A presidente não garante que possa apresentar ações no Supremo Tribunal Federal para reverter a decisão e questiona como se comportaram os meios de comunicação após a votação. “O que tem que se avaliar não são os poderes, é como se comportará a imprensa diante da continuidade? Não passando o impeachment, a ‘espetacularização’ da investigação vai continuar? Uma coisa é investigar, outra é a espetacularização, um instrumento político”.
Estado de espírito: “Não tomo remédio”
Dilma Rousseff afirmou que tem mantido a rotina, independentemente da crise política do país. “Eu durmo bem. Não tomo remédio (…) Começo a ficar com sono por volta de 10h30 da noite. Se eu achasse que tivesse feito alguma coisa para merecer tudo isso eu não dormiria à noite. Mas eu não fiz”, explica.
A presidente diminui a situação que atravessa o Brasil e diz crescer na adversidade.
Eu tenho uma grande competência quando aumenta a tensão e a minha fraqueza é quando eu relaxo. Quando eu estou muito feliz, estou muito normal, igual a todo mundo. Quando estou tensa, sou Presidente da República. Não há na história do mundo um Presidente que não tenha uma tensão”.
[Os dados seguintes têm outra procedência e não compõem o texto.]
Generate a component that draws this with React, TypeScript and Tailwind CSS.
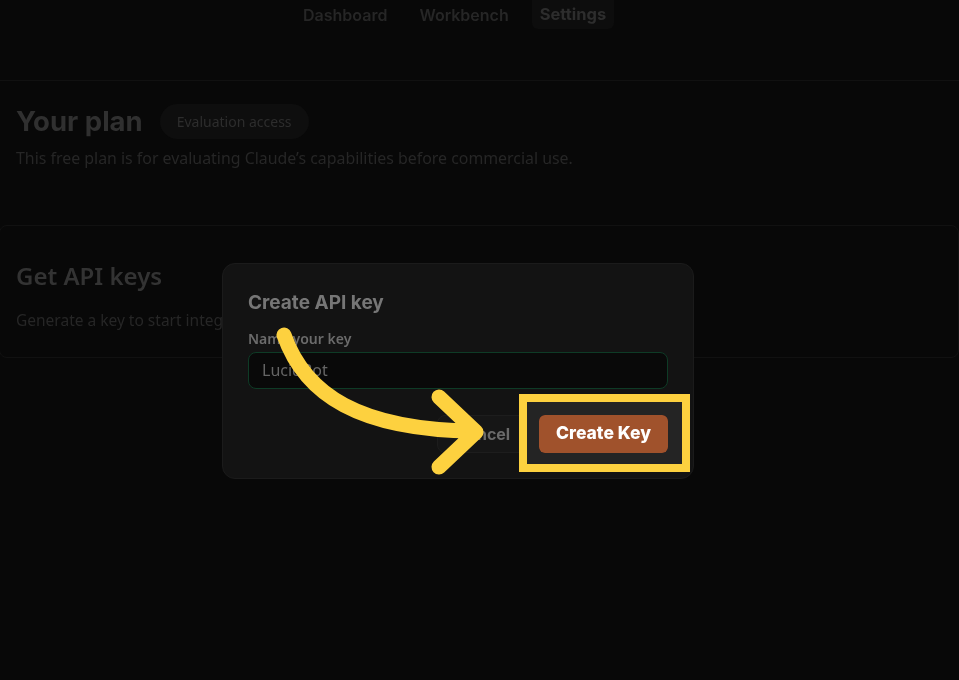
import React, { useState } from "react";

const tabs = ["Dashboard", "Workbench", "Settings"];

const App = (): JSX.Element => {
  const [keyName, setKeyName] = useState<string>("LucidBot");
  const active = "Settings";

  return (
    <div className="relative h-[680px] w-full overflow-hidden bg-[#080808] font-['Noto_Sans',sans-serif]">
      {/* top nav */}
      <nav className="flex h-[81px] items-start border-b border-[#111111] pl-[287px] font-['Inter',sans-serif]">
        {tabs.map((tab) => (
          <div
            key={tab}
            className={
              tab === active
                ? "ml-[7px] flex h-[29px] items-center rounded-b-md bg-[#0d0d0d] px-[8px] text-[16.5px] font-bold text-[#2d2d2d]"
                : "flex h-[29px] items-center px-[16px] text-[16px] font-semibold text-[#262626]"
            }
          >
            {tab}
          </div>
        ))}
      </nav>

      {/* plan */}
      <section className="px-4 pt-[20px]">
        <div className="flex items-center gap-[17px]">
          <h2 className="font-['Inter',sans-serif] text-[27.5px] font-bold text-[#303030]">Your plan</h2>
          <span className="flex h-[35px] items-center rounded-full bg-[#0e0e0e] px-[17px] text-[14px] text-[#2d2d2d]">
            Evaluation access
          </span>
        </div>
        <p className="mt-[5px] text-[15.9px] text-[#262626]">
          This free plan is for evaluating Claude’s capabilities before commercial use.
        </p>
      </section>

      {/* api keys */}
      <section className="-ml-px mt-[54px] h-[133px] rounded-lg border border-[#111111] px-[16px] pt-[32px]">
        <h2 className="text-[24px] font-semibold text-[#333333]">Get API keys</h2>
        <p className="mt-[15px] text-[15.5px] text-[#262626]">
          Generate a key to start integrating Claude into your applications.
        </p>
      </section>

      {/* modal */}
      <div className="absolute left-[222px] top-[263px] w-[472px] rounded-[13px] border border-[#1b1b1b] bg-[#131313] px-[25px] pb-[25px] pt-[25px]">
        <h3 className="font-['Inter',sans-serif] text-[19px] font-bold text-[#767676]">Create API key</h3>
        <label className="mt-[10px] block text-[14px] font-semibold text-[#6b6b6b]">Name your key</label>
        <input
          value={keyName}
          onChange={(e) => setKeyName(e.target.value)}
          className="mt-[3px] h-[37px] w-[420px] rounded-lg border border-[#0e3b26] bg-[#090909] px-[13px] text-[16px] text-[#656565] outline-none"
        />
        <div className="mt-[26px] flex justify-end gap-[10px]">
          <button className="h-[38px] w-[92px] rounded-lg border border-[#1d1d1d] bg-[#161616] font-['Inter',sans-serif] text-[16px] font-bold text-[#6a6a6a]">
            Cancel
          </button>
          <button className="h-[38px] w-[129px] rounded-md bg-[#a0522c] font-['Inter',sans-serif] text-[17.5px] font-extrabold text-white">
            Create Key
          </button>
        </div>
      </div>

      {/* annotation: highlight box */}
      <div className="absolute left-[519px] top-[394px] h-[78px] w-[171px] border-[8px] border-[#fdd13f]" />
      <div className="pointer-events-none absolute left-[527px] top-[402px] h-[62px] w-[155px] bg-[#242424] mix-blend-lighten" />

      {/* annotation: arrow */}
      <svg className="pointer-events-none absolute left-0 top-0" width="959" height="680" viewBox="0 0 959 680">
        <path
          d="M284 335 C 305 395, 360 430, 474 431"
          fill="none"
          stroke="#fdd13f"
          strokeWidth="15"
          strokeLinecap="round"
        />
        <path
          d="M439 397 L476 432 L439 467"
          fill="none"
          stroke="#fdd13f"
          strokeWidth="15"
          strokeLinecap="round"
          strokeLinejoin="round"
        />
      </svg>
    </div>
  );
};

export default App;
Dilma acredita que o país sairá fortalecido após o fim do processo de impeachment. “Na pior situação, você sempre sabia que as coisas não são estáticas, são dinâmicas, os agentes sociais agem. Enquanto tem tudo isso, eu vejo uma manifestação democrática fantástica. E tenho certeza de que, independentemente de mim, isso continuará, o país continuará avançando e a democracia se consolidando”, diz, otimista.